I will cite real estate and gold as examples as I go further. You may be more familiar with these assets.  Gold has moved up considerably over the past few years. But, had you bought gold 3 months back @Rs 32,000 per 10 grams (on 14/9/2012) then today(@ Rs 31,455/-) you are sitting on a loss. With real estate too we have a similar story. Prices have remained more or less stagnant for the past 2-3 years. Had you invested 2 years back and were selling today you won’t be making much of a profit if at all. Everyone is buying on the assumptions that these assets will move up. But, when and by how much we cannot say.

This is exactly why we call these ‘long-term’ investments. Had Mr. Natwar invested his Rs 1,00,000 in gold, real estate or even in equity- he would have made much more than what he made through FD’s. But, there is the risk of not knowing what returns he will get and when he can/should sell. It might be that when he has his requirement the asset might not be properly priced. He will have to be smart and sell when he gets a good price. He might need advice for this. And that is what exactly I’m here to provide him.

The rewards for being able to accept risk and plan around it are well worth it. An investor has to understand this fundamental insight without which no investment is possible. If you want to grow your wealth you will have to take some risk. If you are content with your wealth and are comfortable with the knowledge that there is the possibility of it being eroded due to inflation then FD’s are the ideal investment for you.

Mr. ARK has quoted the case of Japan. Along with equities the prices of real estate have also came crashing down.

Gold also was on its way downward in yen terms till about 2000, when globally the prices of gold started to increase.

This is precisely why we had the depression in Japan. The economy shrunk because of the fall in value of assets.

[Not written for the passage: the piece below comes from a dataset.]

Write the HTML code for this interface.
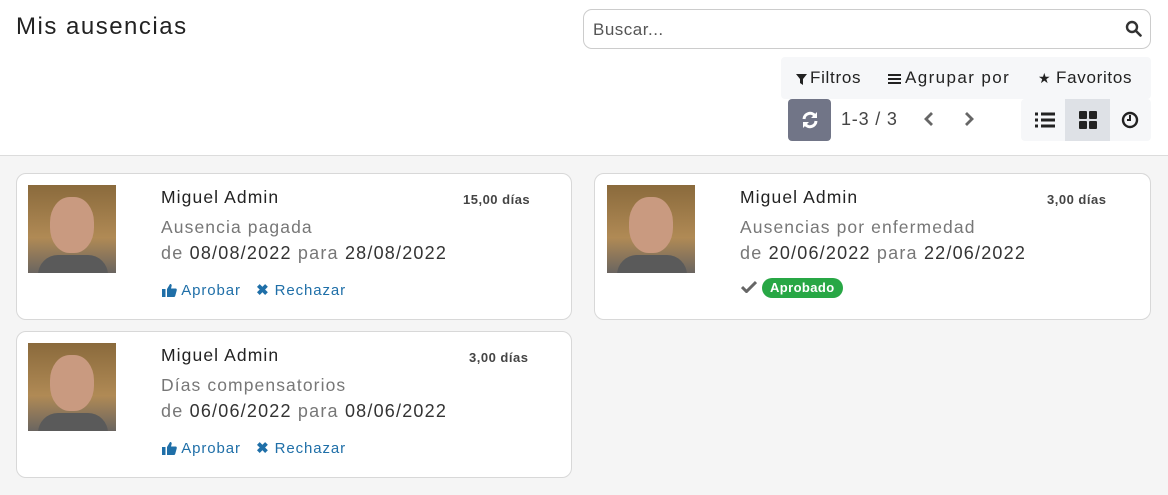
<!DOCTYPE html>
<html><head><meta charset="utf-8"><style>
*{box-sizing:border-box;margin:0;padding:0}
body{width:1168px;height:495px;overflow:hidden;font-family:"Liberation Sans",sans-serif;background:#f5f5f5;color:#222;position:relative}
.hdr{position:absolute;left:0;top:0;width:1168px;height:156px;background:#fff;border-bottom:1px solid #dcdcdc}
.title{position:absolute;left:16px;top:13px;font-size:24px;color:#222;letter-spacing:1.5px}
.search{position:absolute;left:583px;top:9px;width:568px;height:40px;border:1px solid #ccc;border-radius:9px}
.search span{position:absolute;left:9px;top:10px;font-size:17px;color:#555;letter-spacing:0.5px}
.fbar{position:absolute;left:781px;top:57px;width:370px;height:42px;background:#f6f7f9;border-radius:4px;font-size:17px;color:#222;letter-spacing:0.7px}
.fbar span{position:absolute;top:11px;white-space:nowrap}
.ref{position:absolute;left:788px;top:99px;width:43px;height:42px;background:#717587;border-radius:4px}
.pg{position:absolute;left:841px;top:109px;font-size:18px;color:#444;letter-spacing:0.8px}
.vw{position:absolute;left:1021px;top:99px;width:130px;height:42px;background:#f6f7f9;border-radius:4px}
.vw .a{position:absolute;left:44px;top:0;width:45px;height:42px;background:#dee1e6}
.card{position:absolute;background:#fff;border:1px solid #d8d8d8;border-radius:10px}
.ph{position:absolute;left:11px;top:11px;width:88px;height:88px;background:linear-gradient(#8a6a3c,#b08a55 60%,#6a6560);overflow:hidden}
.nm{position:absolute;left:144px;top:13px;font-size:17.5px;color:#222;letter-spacing:1.1px;white-space:nowrap}
.dy{position:absolute;top:18px;font-size:13px;font-weight:bold;color:#444;letter-spacing:0.5px}
.ty{position:absolute;left:144px;top:43px;font-size:17.5px;color:#777;letter-spacing:1.1px;white-space:nowrap}
.dt{position:absolute;left:144px;top:69px;font-size:18px;color:#333;letter-spacing:1.2px;white-space:nowrap}
.dt i{font-style:normal;color:#777}
.ac{position:absolute;left:145px;top:107px;font-size:15px;color:#1f6fa8;letter-spacing:0.9px;white-space:nowrap}
.ac svg{vertical-align:-2px}
</style></head><body>
<div class="hdr">
<div class="title">Mis ausencias</div>
<div class="search"><span>Buscar...</span>
<svg style="position:absolute;right:8px;top:10px" width="17" height="17" viewBox="0 0 17 17"><circle cx="7" cy="7" r="5" fill="none" stroke="#333" stroke-width="2.4"/><path d="M11 11l4.5 4.5" stroke="#333" stroke-width="2.6" stroke-linecap="round"/></svg></div>
<div class="fbar">
<svg style="position:absolute;left:15px;top:17px" width="11" height="11" viewBox="0 0 11 11"><path d="M0 0h11L7 5v6L4 9V5z" fill="#222"/></svg>
<span style="left:29px">Filtros</span>
<svg style="position:absolute;left:107px;top:17px" width="13" height="10" viewBox="0 0 13 10"><path d="M0 1h13M0 5h13M0 9h13" stroke="#222" stroke-width="2"/></svg>
<span style="left:124px;letter-spacing:1.4px">Agrupar por</span>
<span style="left:257px;font-size:14px;top:13px">★</span>
<span style="left:275px">Favoritos</span></div>
<div class="ref"><svg style="position:absolute;left:13px;top:12px" width="18" height="18" viewBox="0 0 18 18"><path d="M3 8a6 6 0 0 1 11-3M15 10a6 6 0 0 1-11 3" fill="none" stroke="#fff" stroke-width="3"/><path d="M16 1v6h-6zM2 17v-6h6z" fill="#fff"/></svg></div>
<div class="pg">1-3 / 3</div>
<svg style="position:absolute;left:921px;top:111px" width="60" height="16" viewBox="0 0 60 16"><path d="M11 2L5 8l6 6M45 2l6 6-6 6" fill="none" stroke="#666" stroke-width="2.8"/></svg>
<div class="vw"><div class="a"></div>
<svg style="position:absolute;left:14px;top:13px" width="20" height="16" viewBox="0 0 20 16"><path d="M0 2h3M6 2h14M0 8h3M6 8h14M0 14h3M6 14h14" stroke="#222" stroke-width="3"/></svg>
<svg style="position:absolute;left:58px;top:12px" width="18" height="18" viewBox="0 0 18 18"><rect x="0" y="0" width="8" height="8" rx="1" fill="#222"/><rect x="10" y="0" width="8" height="8" rx="1" fill="#222"/><rect x="0" y="10" width="8" height="8" rx="1" fill="#222"/><rect x="10" y="10" width="8" height="8" rx="1" fill="#222"/></svg>
<svg style="position:absolute;left:100px;top:12px" width="18" height="18" viewBox="0 0 18 18"><circle cx="9" cy="9" r="7" fill="none" stroke="#222" stroke-width="2.4"/><path d="M9 4v5H6" fill="none" stroke="#222" stroke-width="2"/></svg>
</div>
</div>

<div class="card" style="left:16px;top:173px;width:556px;height:147px">
<div class="ph"><div style="position:absolute;left:22px;top:12px;width:44px;height:56px;border-radius:45%;background:#c99a80"></div><div style="position:absolute;left:10px;top:70px;width:70px;height:30px;border-radius:20px 20px 0 0;background:#5a5a5a"></div></div>
<div class="nm">Miguel Admin</div><div class="dy" style="left:446px">15,00 días</div>
<div class="ty">Ausencia pagada</div>
<div class="dt"><i>de</i> 08/08/2022 <i>para</i> 28/08/2022</div>
<div class="ac"><svg width="15" height="14" viewBox="0 0 15 14"><rect x="0" y="6" width="3.5" height="8" fill="#1f6fa8"/><path d="M5 6l3-5c1.5 0 2 1 1.5 2.5L9 5.5h4.5c1.2 0 1.5 1 1.2 2l-1.5 5.5c-.3.8-.8 1-1.5 1H5z" fill="#1f6fa8"/></svg> Aprobar &nbsp; <b>✖</b> Rechazar</div>
</div>

<div class="card" style="left:594px;top:173px;width:557px;height:147px">
<div class="ph" style="left:12px"><div style="position:absolute;left:22px;top:12px;width:44px;height:56px;border-radius:45%;background:#c99a80"></div><div style="position:absolute;left:10px;top:70px;width:70px;height:30px;border-radius:20px 20px 0 0;background:#5a5a5a"></div></div>
<div class="nm" style="left:145px">Miguel Admin</div><div class="dy" style="left:452px">3,00 días</div>
<div class="ty" style="left:145px">Ausencias por enfermedad</div>
<div class="dt" style="left:145px"><i>de</i> 20/06/2022 <i>para</i> 22/06/2022</div>
<svg style="position:absolute;left:146px;top:106px" width="16" height="13" viewBox="0 0 16 13"><path d="M1 7l4.5 4.5L15 2" fill="none" stroke="#666" stroke-width="3"/></svg>
<div style="position:absolute;left:167px;top:104px;height:20px;padding:0 8px;background:#28a745;color:#fff;border-radius:10px;font-size:13px;font-weight:bold;line-height:20px;letter-spacing:0.4px">Aprobado</div>
</div>

<div class="card" style="left:16px;top:331px;width:556px;height:147px">
<div class="ph"><div style="position:absolute;left:22px;top:12px;width:44px;height:56px;border-radius:45%;background:#c99a80"></div><div style="position:absolute;left:10px;top:70px;width:70px;height:30px;border-radius:20px 20px 0 0;background:#5a5a5a"></div></div>
<div class="nm">Miguel Admin</div><div class="dy" style="left:452px">3,00 días</div>
<div class="ty">Días compensatorios</div>
<div class="dt"><i>de</i> 06/06/2022 <i>para</i> 08/06/2022</div>
<div class="ac"><svg width="15" height="14" viewBox="0 0 15 14"><rect x="0" y="6" width="3.5" height="8" fill="#1f6fa8"/><path d="M5 6l3-5c1.5 0 2 1 1.5 2.5L9 5.5h4.5c1.2 0 1.5 1 1.2 2l-1.5 5.5c-.3.8-.8 1-1.5 1H5z" fill="#1f6fa8"/></svg> Aprobar &nbsp; <b>✖</b> Rechazar</div>
</div>
</body></html>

A bank FD in Japan currently yields 0% (Please check graph below).

I’m sure you won’t consider that as an investment for wealth creation whatever the circumstances. 
I hope this has cleared your understanding of what an FD is and where it stands in respect to other asset classes. I’ll be happy to clarify your doubts.


Recommended reading for further understanding:

Dec 5, 2012

Fixed Deposits vs Equities

Dear Mr. Gomas,

Thank you for consulting with me on your investments. As we’d discussed last evening I will proceed to explain why investing in Fixed Deposits would be better than investing in Equities. 

The primary purpose of investing is to have money when you need it. These needs may vary from person to person and time to time. But the basic principle as to why we all invest is to have money when you need it.

When we look at important events in our lives- buying a house, children’s education, children’s marriage retirement etc it is important to have the money required at the right time. By investing in a Fixed Deposit you can be sure of the amount you will have, whereas in equity it’s a bit like a lottery.

Say you invested Rs 1,00,000/- in January 2008 in a Fixed Deposit for your daughter’s wedding in 5 years. Assuming 8% per annum as the yield your return today would be- 1,46,933/-. Even with 30% tax the amount you would have in hand would be 1,32,853. 

If you had invested the same Rs 1,00,000/- in the Sensex, in January 2008 the Sensex was around 21,000. Today, nearly 5 years on it is at 19,000! Your 1 lac would have become Rs 90,476/-. In other words you would have suffered a loss.

Most equity advisors say equity is a long-term investment. They never explain what a “long term” is. Is 5 years not enough to plan for an event? Should important events in your life- like a wedding or retirement depend on the vagaries of the market? I wouldn’t depend on these investments for financing my goals. A statistic that is often quoted is that the index was at 100 in 1979 and today it is at 19000. That gives you an annualized return of 17%. And the period is 33 years.

However, if we look at the period from 1992- 2004 of the Sensex, on March 31st 1992 Sensex was valued at- 4253. It took until September 30 2003- Sensex at 4453- for the market to decisively break out from this high. That’s a period of 11 years and 6 months. To me that would be a long term investment. There is an interesting article on the subject here:

Since 2003, the market picked up momentum and made money for everybody, up until 2008. But, there was a long period before that where there were no returns at all. What this tells us is that it is very important to ‘time’ the market. And, even the market ‘experts’ will tell you that it is not possible to ‘time’ the market. 

Even the oft repeated SIP mantra doesn’t apply to all time frames- Take for eg a Rs 1000/- SIP in the index from March 1992 to March 2002- a period of 10 years. The reason why I chose March 1992 is that the market was at its peak (Harshad Mehta’s time). A 1000 Rupee SIP would have returned only a meager 2% p.a. yield- again highlighting the importance of ‘timing’ the market.

Then there is the case of Japan where the markets haven’t recovered for nearly 30 years! If 30 years is not a long term then I’m not sure what is!

Please look at the all-time historical graph above.

To read more on the Japanese market crash.

One can make money on the markets only if one has the skill to time the market. There is no such thing as it’s always a good time to buy the market or an SIP is designed to give you returns in all market conditions. It’s a game best left to those willing to take the risk to play it. 

It is always be better to be safe than to be sorry. I would thus advise you to look to invest in Fixed Deposits over equity.

 I'll be happy to answer any other queries that you may have.